WRITTEN PROBLEM >> How many of the lines below hold the word "styled"? Answer only with the number.

ROWS >>
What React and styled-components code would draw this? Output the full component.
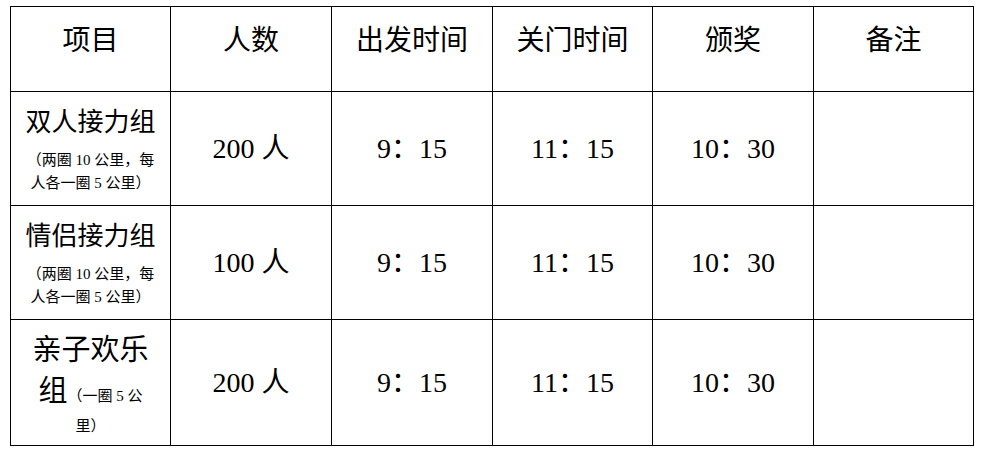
import React from "react";
import styled, { createGlobalStyle } from "styled-components";

const GlobalStyle = createGlobalStyle`
  html, body {
    margin: 0;
    padding: 0;
    background: #fff;
  }
  body {
    font-family: "Liberation Serif", "Noto Sans CJK SC", serif;
    color: #000;
  }
`;

const Page = styled.div`
  padding: 6px 0 0 10px;
`;

const Table = styled.table`
  border-collapse: collapse;
  table-layout: fixed;
  width: 963px;
`;

const HeadCell = styled.th`
  border: 1px solid #000;
  height: 70px;
  padding: 14px 0 0;
  vertical-align: top;
  font-weight: normal;
  font-size: 28px;
  line-height: 40px;
  text-align: center;
`;

const Cell = styled.td`
  border: 1px solid #000;
  height: ${(p) => p.$h}px;
  padding: 0 4px;
  vertical-align: middle;
  text-align: center;
  font-size: 28px;
  line-height: 40px;
`;

const Label = styled.div`
  font-size: ${(p) => p.$size || 26}px;
  line-height: ${(p) => p.$lh || 40}px;
`;

const Note = styled.div`
  margin-top: ${(p) => p.$gap || 0}px;
  font-size: 15px;
  line-height: ${(p) => p.$lh || 23}px;
`;

const Small = styled.span`
  font-size: 15px;
`;

const columns = [160, 161, 161, 160, 161, 160];
const headers = ["项目", "人数", "出发时间", "关门时间", "颁奖", "备注"];

const rows = [
  {
    label: "双人接力组",
    note: ["（两圈 10 公里，每", "人各一圈 5 公里）"],
    count: "200 人",
    start: "9：15",
    close: "11：15",
    award: "10：30",
    h: 113,
  },
  {
    label: "情侣接力组",
    note: ["（两圈 10 公里，每", "人各一圈 5 公里）"],
    count: "100 人",
    start: "9：15",
    close: "11：15",
    award: "10：30",
    h: 113,
  },
  {
    count: "200 人",
    start: "9：15",
    close: "11：15",
    award: "10：30",
    h: 125,
  },
];

const ItemCell = ({ row }) => {
  if (row.label) {
    return (
      <Cell $h={row.h}>
        <Label>{row.label}</Label>
        <Note $gap={6}>
          {row.note.map((line) => (
            <div key={line}>{line}</div>
          ))}
        </Note>
      </Cell>
    );
  }
  return (
    <Cell $h={row.h}>
      <Label $size={29} $lh={41}>亲子欢乐</Label>
      <Label $size={29} $lh={41}>
        组<Small>（一圈 5 公</Small>
      </Label>
      <Note $lh={19}>里）</Note>
    </Cell>
  );
};

export default function App() {
  return (
    <Page>
      <GlobalStyle />
      <Table>
        <colgroup>
          {columns.map((w, i) => (
            <col key={i} style={{ width: w }} />
          ))}
        </colgroup>
        <thead>
          <tr>
            {headers.map((h) => (
              <HeadCell key={h}>{h}</HeadCell>
            ))}
          </tr>
        </thead>
        <tbody>
          {rows.map((row, i) => (
            <tr key={i}>
              <ItemCell row={row} />
              <Cell $h={row.h}>{row.count}</Cell>
              <Cell $h={row.h}>{row.start}</Cell>
              <Cell $h={row.h}>{row.close}</Cell>
              <Cell $h={row.h}>{row.award}</Cell>
              <Cell $h={row.h} />
            </tr>
          ))}
        </tbody>
      </Table>
    </Page>
  );
}
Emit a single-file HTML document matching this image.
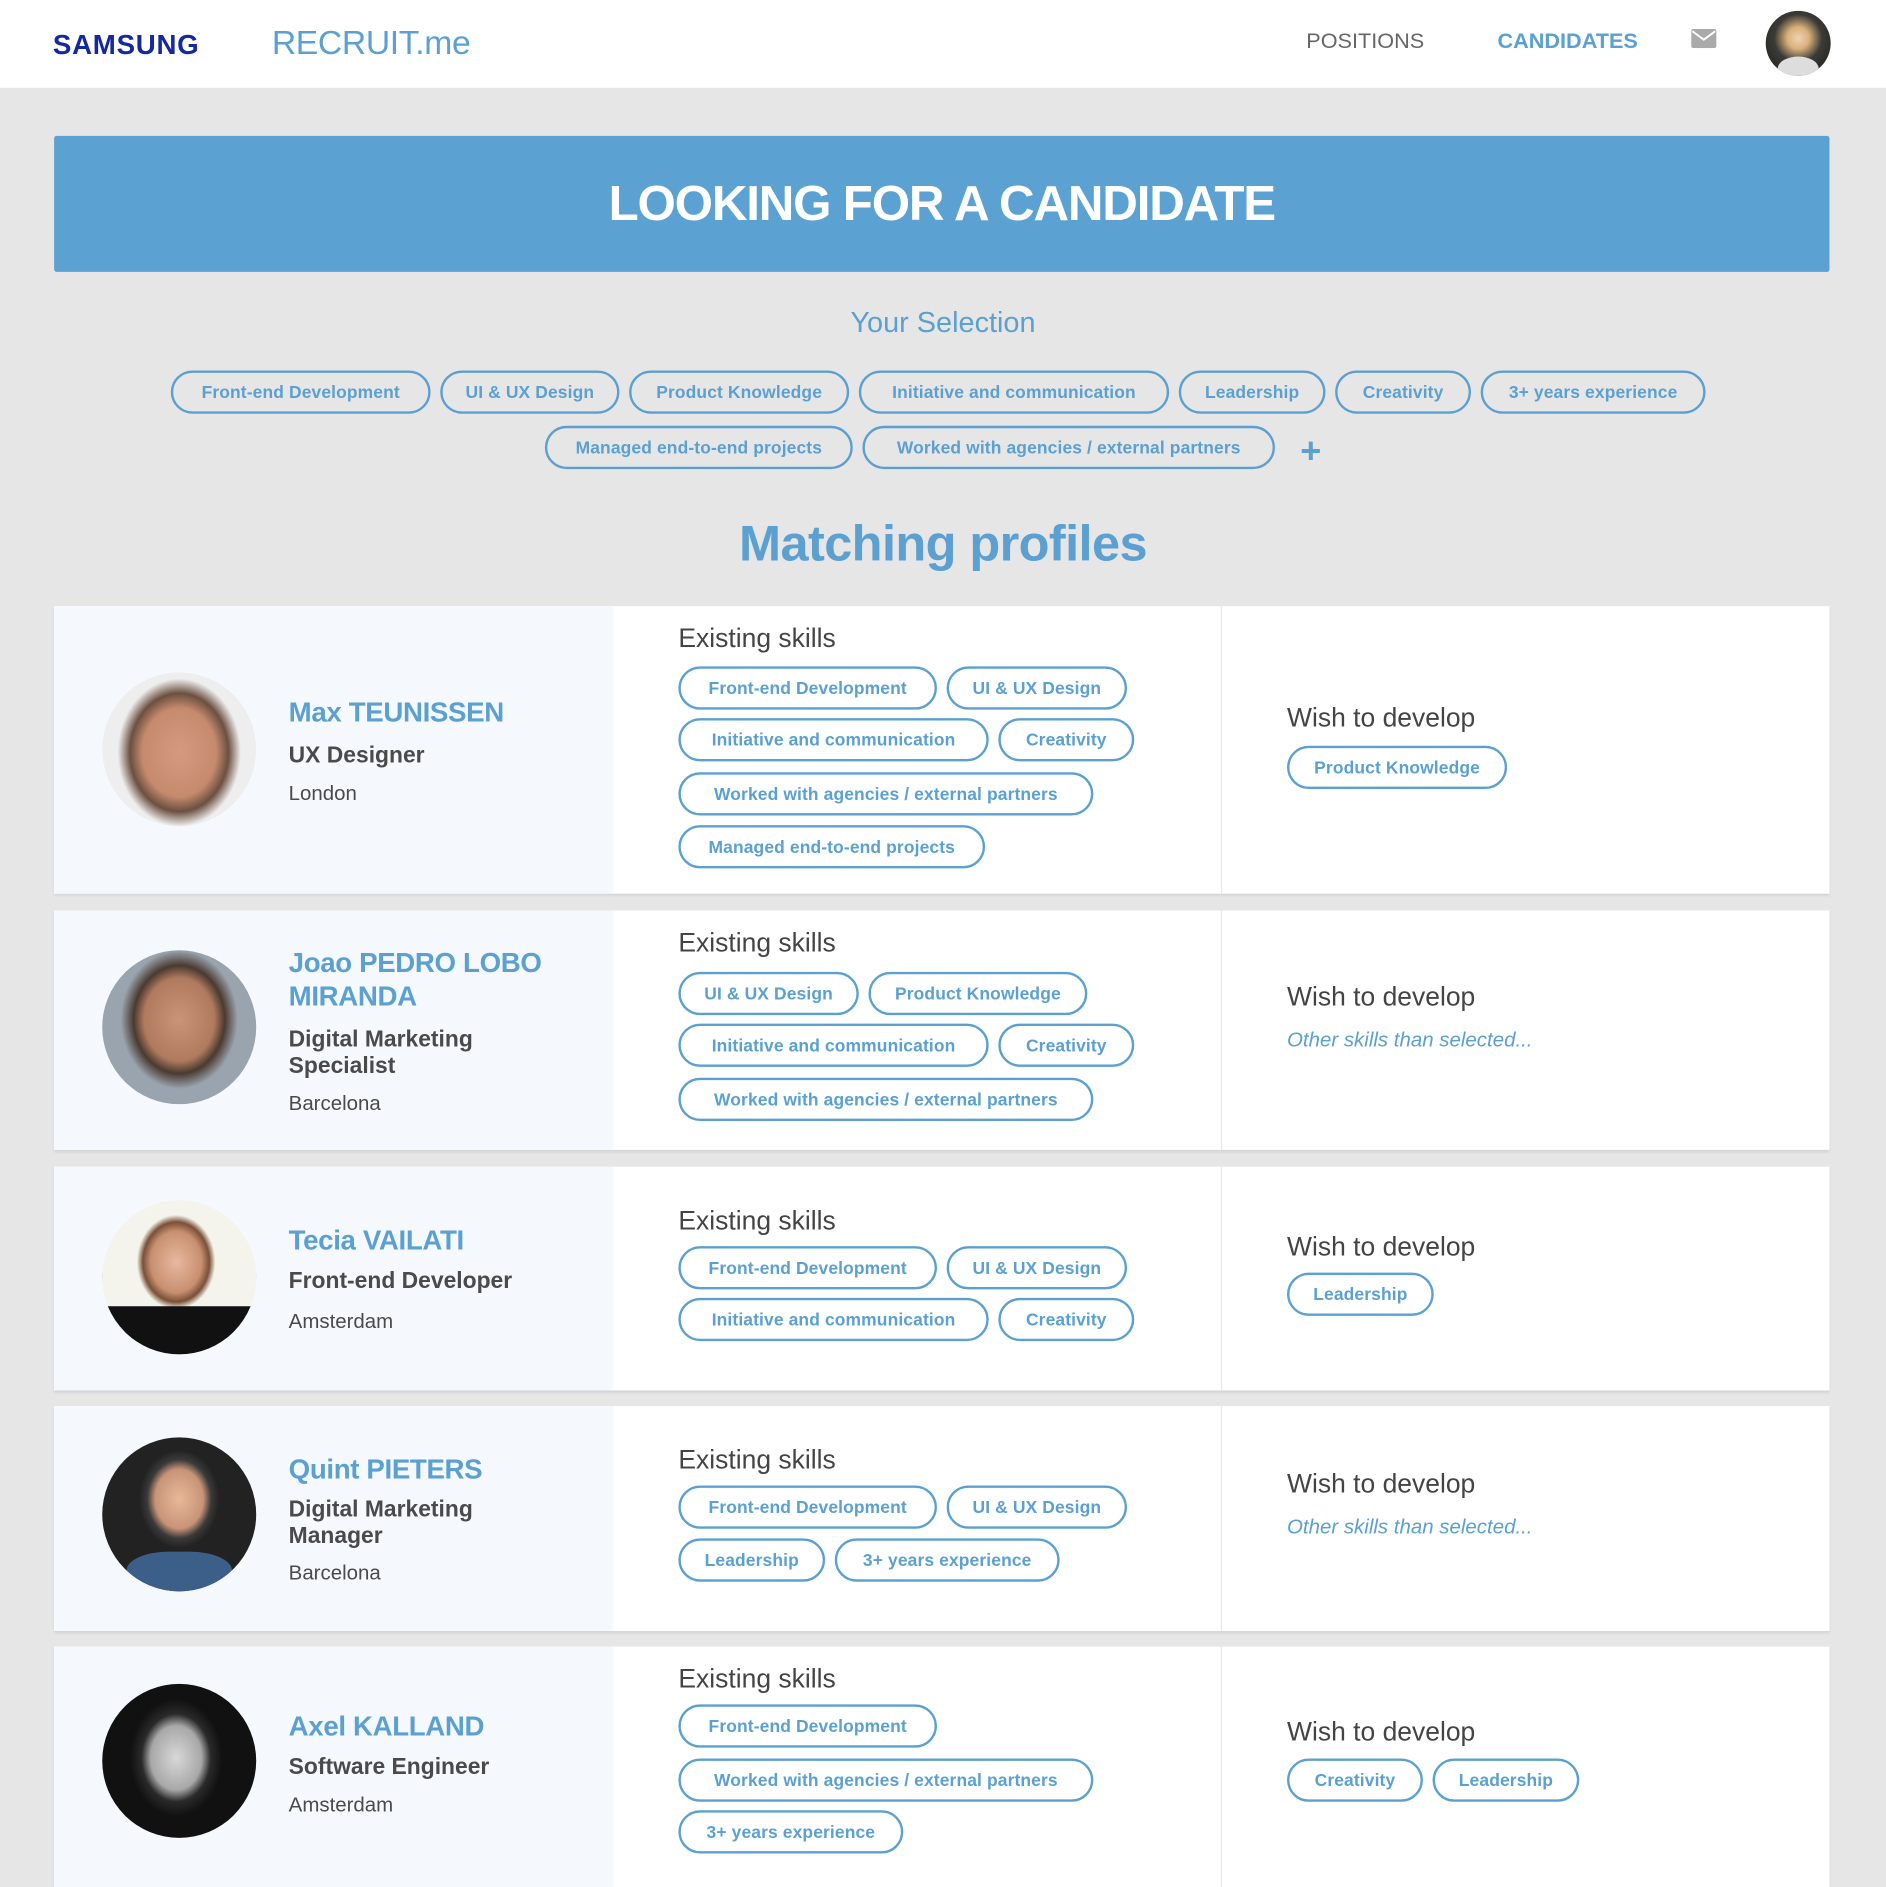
<!DOCTYPE html>
<html><head><meta charset="utf-8"><style>
html,body{margin:0;padding:0;}
body{width:1886px;height:1876px;overflow:hidden;background:#e6e6e6;font-family:"Liberation Sans",sans-serif;}
#w{position:absolute;left:0;top:0;width:1568px;height:1560px;transform:scale(1.20281);transform-origin:0 0;}
.a{position:absolute;white-space:nowrap;}
.c{position:absolute;height:32px;line-height:34px;border:2px solid #5ba0d0;border-radius:18px;color:#5ba0d0;font-weight:bold;font-size:14.5px;text-align:center;white-space:nowrap;letter-spacing:0.1px;}
.card{position:absolute;left:45px;width:1476px;background:#fff;box-shadow:0 2px 2px rgba(0,0,0,0.08);}
.lp{position:absolute;left:0;top:0;bottom:0;width:465px;background:#f5f9fe;}
.div{position:absolute;left:970px;top:0;bottom:0;width:1px;background:#e8e8e8;}
.av{position:absolute;left:40px;width:128px;height:128px;border-radius:50%;overflow:hidden;}
.nm{position:absolute;left:195px;color:#5ba0d0;font-weight:bold;font-size:23px;line-height:28px;letter-spacing:-0.3px;margin-top:2px;}
.tt{position:absolute;left:195px;color:#4a4a4a;font-weight:bold;font-size:19px;line-height:22px;margin-top:2px;}
.ct{position:absolute;left:195px;color:#4a4a4a;font-size:17px;margin-top:2px;}
.h{position:absolute;color:#444;font-size:22px;white-space:nowrap;margin-top:2px;}
.o{position:absolute;left:1025px;color:#5ba0d0;font-style:italic;font-size:17px;white-space:nowrap;margin-top:2px;}
</style></head><body><div id="w">
<div class="a" style="left:0;top:0;width:1568px;height:73px;background:#fff;"></div>
<div class="a" style="left:44px;top:24px;font-size:23px;font-weight:bold;color:#1428a0;letter-spacing:0.6px;">SAMSUNG</div>
<div class="a" style="left:226px;top:20px;font-size:28px;color:#5ba0d0;letter-spacing:-0.3px;">RECRUIT.me</div>
<div class="a" style="left:1086px;top:24px;font-size:18px;color:#666;">POSITIONS</div>
<div class="a" style="left:1245px;top:24px;font-size:18px;color:#5ba0d0;font-weight:bold;">CANDIDATES</div>
<svg class="a" style="left:1406px;top:24px;" width="21" height="16" viewBox="0 0 21 16"><rect x="0" y="0" width="21" height="16" rx="2" fill="#aaa"/><path d="M1 2 L10.5 9 L20 2" stroke="#fff" stroke-width="1.6" fill="none"/></svg>
<div class="a" style="left:1468px;top:9px;width:54px;height:54px;border-radius:50%;background:radial-gradient(circle at 50% 42%,#f0d2b4 0,#d9b07a 22%,#3a3a36 48%,#1a1a1a 100%);overflow:hidden;"><div style="position:absolute;left:10px;top:38px;width:34px;height:20px;border-radius:50%;background:#ddd;"></div></div>
<div class="a" style="left:45px;top:113px;width:1476px;height:113px;background:#5ba2d2;border-radius:2px;"></div>
<div class="a" style="left:45px;top:146px;width:1476px;text-align:center;color:#fff;font-weight:bold;font-size:41px;letter-spacing:-1px;">LOOKING FOR A CANDIDATE</div>
<div class="a" style="left:0;top:255px;width:1568px;text-align:center;color:#5ba0d0;font-size:24px;">Your Selection</div>
<span class="c" style="left:142px;top:308px;width:212px;">Front-end Development</span>
<span class="c" style="left:366px;top:308px;width:145px;">UI &amp; UX Design</span>
<span class="c" style="left:523px;top:308px;width:179px;">Product Knowledge</span>
<span class="c" style="left:714px;top:308px;width:254px;">Initiative and communication</span>
<span class="c" style="left:980px;top:308px;width:118px;">Leadership</span>
<span class="c" style="left:1110px;top:308px;width:109px;">Creativity</span>
<span class="c" style="left:1231px;top:308px;width:183px;">3+ years experience</span>
<span class="c" style="left:453px;top:354px;width:252px;">Managed end-to-end projects</span>
<span class="c" style="left:717px;top:354px;width:339px;">Worked with agencies / external partners</span>
<div class="a" style="left:1081px;top:359px;color:#5ba0d0;font-size:30px;font-weight:bold;">+</div>
<div class="a" style="left:0;top:428px;width:1568px;text-align:center;color:#5ba0d0;font-weight:bold;font-size:42px;letter-spacing:-0.5px;">Matching profiles</div>

<div class="card" style="top:504px;height:239px;">
<div class="lp"></div><div class="div"></div>
<div class="av" style="top:55px;background:radial-gradient(ellipse 40% 48% at 50% 52%,#d49a80 0,#c68a6e 60%,#6b5040 80%,#eee 100%);"></div>
<div class="nm" style="top:72px;">Max TEUNISSEN</div>
<div class="tt" style="top:112px;">UX Designer</div>
<div class="ct" style="top:144px;">London</div>
<div class="h" style="left:519px;top:12px;">Existing skills</div>
<span class="c" style="left:519px;top:50px;width:211px;">Front-end Development</span>
<span class="c" style="left:742px;top:50px;width:146px;">UI &amp; UX Design</span>
<span class="c" style="left:519px;top:93px;width:254px;">Initiative and communication</span>
<span class="c" style="left:785px;top:93px;width:109px;">Creativity</span>
<span class="c" style="left:519px;top:138px;width:341px;">Worked with agencies / external partners</span>
<span class="c" style="left:519px;top:182px;width:251px;">Managed end-to-end projects</span>
<div class="h" style="left:1025px;top:78px;">Wish to develop</div>
<span class="c" style="left:1025px;top:116px;width:179px;">Product Knowledge</span>
</div>
<div class="card" style="top:757px;height:199px;">
<div class="lp"></div><div class="div"></div>
<div class="av" style="top:33px;background:radial-gradient(ellipse 38% 45% at 50% 45%,#c99478 0,#b07a5e 60%,#4a3a30 78%,#9aa4ae 100%);"></div>
<div class="nm" style="top:27px;">Joao PEDRO LOBO<br>MIRANDA</div>
<div class="tt" style="top:95px;">Digital Marketing<br>Specialist</div>
<div class="ct" style="top:149px;">Barcelona</div>
<div class="h" style="left:519px;top:12px;">Existing skills</div>
<span class="c" style="left:519px;top:51px;width:146px;">UI &amp; UX Design</span>
<span class="c" style="left:677px;top:51px;width:178px;">Product Knowledge</span>
<span class="c" style="left:519px;top:94px;width:254px;">Initiative and communication</span>
<span class="c" style="left:785px;top:94px;width:109px;">Creativity</span>
<span class="c" style="left:519px;top:139px;width:341px;">Worked with agencies / external partners</span>
<div class="h" style="left:1025px;top:57px;">Wish to develop</div>
<div class="o" style="top:96px;">Other skills than selected...</div>
</div>
<div class="card" style="top:970px;height:186px;">
<div class="lp"></div><div class="div"></div>
<div class="av" style="top:28px;background:radial-gradient(ellipse 30% 36% at 48% 40%,#e8b8a0 0,#c89070 55%,#7a5038 72%,#f4f4ec 85%),#111;"><div style="position:absolute;left:0;top:88px;width:128px;height:40px;background:#111;"></div></div>
<div class="nm" style="top:45px;">Tecia VAILATI</div>
<div class="tt" style="top:83px;">Front-end Developer</div>
<div class="ct" style="top:117px;">Amsterdam</div>
<div class="h" style="left:519px;top:30px;">Existing skills</div>
<span class="c" style="left:519px;top:66px;width:211px;">Front-end Development</span>
<span class="c" style="left:742px;top:66px;width:146px;">UI &amp; UX Design</span>
<span class="c" style="left:519px;top:109px;width:254px;">Initiative and communication</span>
<span class="c" style="left:785px;top:109px;width:109px;">Creativity</span>
<div class="h" style="left:1025px;top:52px;">Wish to develop</div>
<span class="c" style="left:1025px;top:88px;width:118px;">Leadership</span>
</div>
<div class="card" style="top:1169px;height:187px;">
<div class="lp"></div><div class="div"></div>
<div class="av" style="top:26px;background:radial-gradient(ellipse 26% 32% at 50% 40%,#e8b898 0,#c89478 60%,#3a3a3a 80%,#222 100%);"><div style="position:absolute;left:20px;top:95px;width:88px;height:40px;border-radius:40% 40% 0 0;background:#3c5f8a;"></div></div>
<div class="nm" style="top:36px;">Quint PIETERS</div>
<div class="tt" style="top:74px;">Digital Marketing<br>Manager</div>
<div class="ct" style="top:127px;">Barcelona</div>
<div class="h" style="left:519px;top:30px;">Existing skills</div>
<span class="c" style="left:519px;top:66px;width:211px;">Front-end Development</span>
<span class="c" style="left:742px;top:66px;width:146px;">UI &amp; UX Design</span>
<span class="c" style="left:519px;top:110px;width:118px;">Leadership</span>
<span class="c" style="left:649px;top:110px;width:183px;">3+ years experience</span>
<div class="h" style="left:1025px;top:50px;">Wish to develop</div>
<div class="o" style="top:89px;">Other skills than selected...</div>
</div>
<div class="card" style="top:1369px;height:200px;">
<div class="lp"></div><div class="div"></div>
<div class="av" style="top:31px;background:radial-gradient(ellipse 30% 38% at 48% 48%,#d8d8d8 0,#a8a8a8 55%,#2a2a2a 75%,#111 100%);"></div>
<div class="nm" style="top:50px;">Axel KALLAND</div>
<div class="tt" style="top:88px;">Software Engineer</div>
<div class="ct" style="top:120px;">Amsterdam</div>
<div class="h" style="left:519px;top:12px;">Existing skills</div>
<span class="c" style="left:519px;top:48px;width:211px;">Front-end Development</span>
<span class="c" style="left:519px;top:93px;width:341px;">Worked with agencies / external partners</span>
<span class="c" style="left:519px;top:136px;width:183px;">3+ years experience</span>
<div class="h" style="left:1025px;top:56px;">Wish to develop</div>
<span class="c" style="left:1025px;top:93px;width:109px;">Creativity</span>
<span class="c" style="left:1146px;top:93px;width:118px;">Leadership</span>
</div>
</div></body></html>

SOLUTION BELOW >> 9